Song by VST & Company

from the album VST
- A-side: "Disco Fever"
- Released: 1978
- Recorded: 1978
- Studio: Cinema Audio
- Genre: Disco Manila sound
- Songwriters: Charo Unite, Ernie Dela Peña
- Producers: VST & Co.

= Magsayawan =

"Magsayawan" (English: Let's Dance) is a song recorded by the Filipino disco group VST & Company, written by the songwriting team of Charo Unite and Ernie dela Peña. It was one of the group's biggest hits in the Philippines and was the only hit single not written by the group's principal songwriters, Vic Sotto and Joey de Leon.

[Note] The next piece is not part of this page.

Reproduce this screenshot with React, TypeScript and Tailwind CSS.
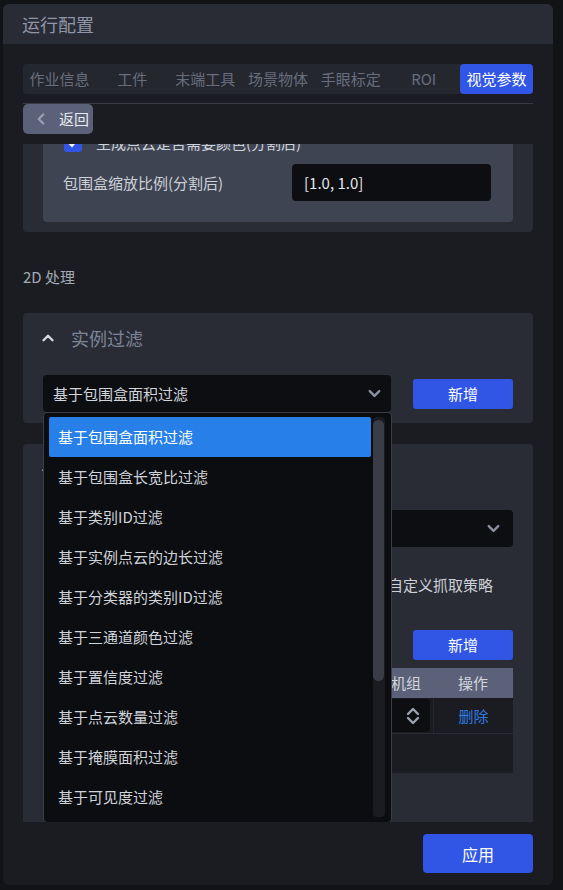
import { ChevronLeft, ChevronUp, ChevronDown } from "lucide-react";

const tabs = ["作业信息", "工件", "末端工具", "场景物体", "手眼标定", "ROI", "视觉参数"];
const options = [
  "基于包围盒面积过滤",
  "基于包围盒长宽比过滤",
  "基于类别ID过滤",
  "基于实例点云的边长过滤",
  "基于分类器的类别ID过滤",
  "基于三通道颜色过滤",
  "基于置信度过滤",
  "基于点云数量过滤",
  "基于掩膜面积过滤",
  "基于可见度过滤",
];

function UpDown() {
  return (
    <svg width="14" height="18" viewBox="0 0 14 18" fill="none" stroke="#9ca3af" strokeWidth="2.4" strokeLinecap="round" strokeLinejoin="round">
      <polyline points="2,7 7,2 12,7" />
      <polyline points="2,11 7,16 12,11" />
    </svg>
  );
}

export default function App() {
  return (
    <div className="w-[563px] h-[890px] bg-[#121317] pt-[4px] pl-[3px] font-['Noto_Sans_CJK_SC','Noto_Sans',sans-serif] text-[15px] leading-[20px]">
      <div className="w-[550px] h-[881px] rounded-[6px] bg-[#1b1c21] overflow-hidden flex flex-col">
        {/* header */}
        <div className="h-[40px] shrink-0 bg-[#2a2c35] flex items-center pl-[19px] text-[18px] text-[#8e96a8]">运行配置</div>

        {/* tabs + back */}
        <div className="px-[20px] pt-[20px] shrink-0">
          <div className="flex h-[30px] rounded-[4px] bg-[#25272f]">
            {tabs.map((t, i) =>
              i === tabs.length - 1 ? (
                <div key={t} className="flex-1 flex items-center justify-center rounded-[4px] bg-[#3156e6] text-white">
                  {t}
                </div>
              ) : (
                <div key={t} className="flex-1 flex items-center justify-center text-[#676e7e]">
                  {t}
                </div>
              )
            )}
          </div>
          <div className="mt-[9px] h-px bg-[#383a44]" />
          <div className="h-[40px]">
            <div className="w-[70px] h-[30px] rounded-[5px] bg-[#5b6178] flex items-center pl-[9px] gap-[9px] text-[#e8eaef]">
              <ChevronLeft size={18} strokeWidth={3} color="#9aa0b2" />
              <span>返回</span>
            </div>
          </div>
        </div>

        {/* scroll area */}
        <div className="h-[678px] shrink-0 overflow-hidden px-[20px]">
          <div className="-mt-[95px]">
            {/* card 1 */}
            <div className="rounded-[4px] bg-[#2a2c35] px-[20px] pt-[20px] pb-[10px]">
              <div className="rounded-[4px] bg-[#3f4453] pl-[20px] pr-[22px] pt-[16px] pb-[21px] flex flex-col gap-[12px]">
                <div className="h-[37px] flex items-center justify-between">
                  <span className="text-[#cdd1d8]">点云降采样尺寸(分割后)</span>
                  <div className="w-[199px] h-[37px] rounded-[4px] bg-[#0d0e12] flex items-center pl-[12px] text-[#e5e7eb]">0.005</div>
                </div>
                <div className="h-[18px] flex items-center gap-[14px] pl-[1px]">
                  <div className="w-[18px] h-[18px] rounded-[3px] bg-[#3156e6] flex items-center justify-center">
                    <svg width="12" height="12" viewBox="0 0 12 12" fill="none" stroke="white" strokeWidth="2">
                      <polyline points="2,6 5,9 10,3" />
                    </svg>
                  </div>
                  <span className="text-[#cdd1d8]">生成点云是否需要颜色(分割后)</span>
                </div>
                <div className="h-[37px] flex items-center justify-between">
                  <span className="text-[#cdd1d8]">包围盒缩放比例(分割后)</span>
                  <div className="w-[199px] h-[37px] rounded-[4px] bg-[#0d0e12] flex items-center pl-[12px] text-[#e5e7eb]">[1.0, 1.0]</div>
                </div>
              </div>
            </div>

            {/* 2D */}
            <div className="mt-[35px] h-[20px] text-[15px] text-[#a3a9b6]">2D 处理</div>

            {/* card 2 */}
            <div className="relative z-10 mt-[26px] rounded-[4px] bg-[#2a2c35] px-[20px] pt-[13px] pb-[11px]">
              <div className="h-[24px] flex items-center gap-[14px]">
                <ChevronUp size={18} strokeWidth={3.2} color="#d5d8df" className="-ml-[4px]" />
                <span className="text-[18px] text-[#7d8597]">实例过滤</span>
              </div>
              <div className="mt-[25px] flex items-center gap-[22px]">
                <div className="flex-1 h-[37px] rounded-[4px] bg-[#0d0e12] flex items-center justify-between pl-[10px] pr-[7px] text-[#d1d5db]">
                  <span>基于包围盒面积过滤</span>
                  <ChevronDown size={19} strokeWidth={3} color="#8b90a0" />
                </div>
                <div className="w-[100px] h-[30px] rounded-[3px] bg-[#3156e6] flex items-center justify-center text-white">新增</div>
              </div>

              {/* dropdown */}
              <div className="absolute left-[20px] top-[99px] w-[349px] h-[411px] rounded-[4px] border border-[#3b3e48] bg-[#0c0d10] p-[4px] pl-[5px] flex gap-[2px]">
                <div className="w-[322px] flex flex-col">
                  {options.map((o, i) =>
                    i === 0 ? (
                      <div key={o} className="h-[40px] shrink-0 rounded-[2px] bg-[#2680e8] flex items-center pl-[9px] text-white">
                        {o}
                      </div>
                    ) : (
                      <div key={o} className="h-[40px] shrink-0 flex items-center pl-[9px] text-[#cfd3da]">
                        {o}
                      </div>
                    )
                  )}
                </div>
                <div className="w-[12px] h-[400px] rounded-[4px] bg-[#1b1c21] pt-[3px]">
                  <div className="w-[11px] h-[261px] rounded-full bg-[#3a3d48]" />
                </div>
              </div>
            </div>

            {/* card 3 */}
            <div className="mt-[21px] rounded-[4px] bg-[#2a2c35] px-[20px] pt-[12px] pb-[80px]">
              <div className="h-[24px] flex items-center gap-[14px]">
                <ChevronUp size={18} strokeWidth={3.2} color="#d5d8df" className="-ml-[4px]" />
                <span className="text-[18px] text-[#7d8597]">抓取策略</span>
              </div>
              <div className="mt-[30px] h-[37px] rounded-[4px] bg-[#0d0e12] flex items-center justify-between pl-[10px] pr-[10px] text-[#d1d5db]">
                <span>默认策略</span>
                <ChevronDown size={19} strokeWidth={3} color="#8b90a0" />
              </div>
              <div className="mt-[28px] h-[20px] flex justify-end pr-[20px] text-[#cdd1d8]">
                <span>是否使用自定义抓取策略</span>
              </div>
              <div className="mt-[35px] flex justify-end">
                <div className="w-[100px] h-[30px] rounded-[3px] bg-[#3156e6] flex items-center justify-center text-white">新增</div>
              </div>
              <div className="mt-[8px]">
                <div className="h-[30px] bg-[#5b6178] flex text-[#d3d6dd]">
                  <div className="w-[210px] flex items-center justify-center">名称</div>
                  <div className="w-[180px] flex items-center justify-end pr-[12px]">抓取机组</div>
                  <div className="w-[80px] flex items-center justify-center">操作</div>
                </div>
                <div className="h-[36px] bg-[#1b1c21] border-b border-[#2a2c33] flex">
                  <div className="w-[210px] flex items-center pl-[12px] text-[#d1d5db]">策略1</div>
                  <div className="w-[180px] flex items-center px-[3px]">
                    <div className="w-full h-[33px] rounded-[4px] bg-[#0d0e12] flex items-center justify-between pl-[10px] pr-[10px] text-[#d1d5db]">
                      <span>1</span>
                      <UpDown />
                    </div>
                  </div>
                  <div className="w-[80px] border-l border-[#25272d] flex items-center justify-center text-[#2f7de1]">删除</div>
                </div>
                <div className="h-[39px] bg-[#1b1c21]" />
              </div>
            </div>
          </div>
        </div>

        {/* footer */}
        <div className="shrink-0 flex justify-end pr-[20px] pt-[12px]">
          <div className="w-[110px] h-[39px] rounded-[4px] bg-[#3156e6] flex items-center justify-center text-[16px] text-white">应用</div>
        </div>
      </div>
    </div>
  );
}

It was recorded at Cinema Audio and released on the group's first album, VST, in 1978. Although only released as a B-side of "Disco Fever", this song was one of the group's popular hits. The song's music video is in the 1979 film Swing It, Baby with other VST songs by Vilma Santos, Romeo Vasquez, Amy Austria, Tito and Vic & Joey. In the film, the comedy trio Tito, Vic & Joey are seen dancing along with others including Santos, as the band is playing.

==Cover versions==
- The Pinay group Cherries on A Taste of Love (1998)
- Dianne dela Fuente in the film Ngayong Nandito Ka (2003) which was also released on the soundtrack.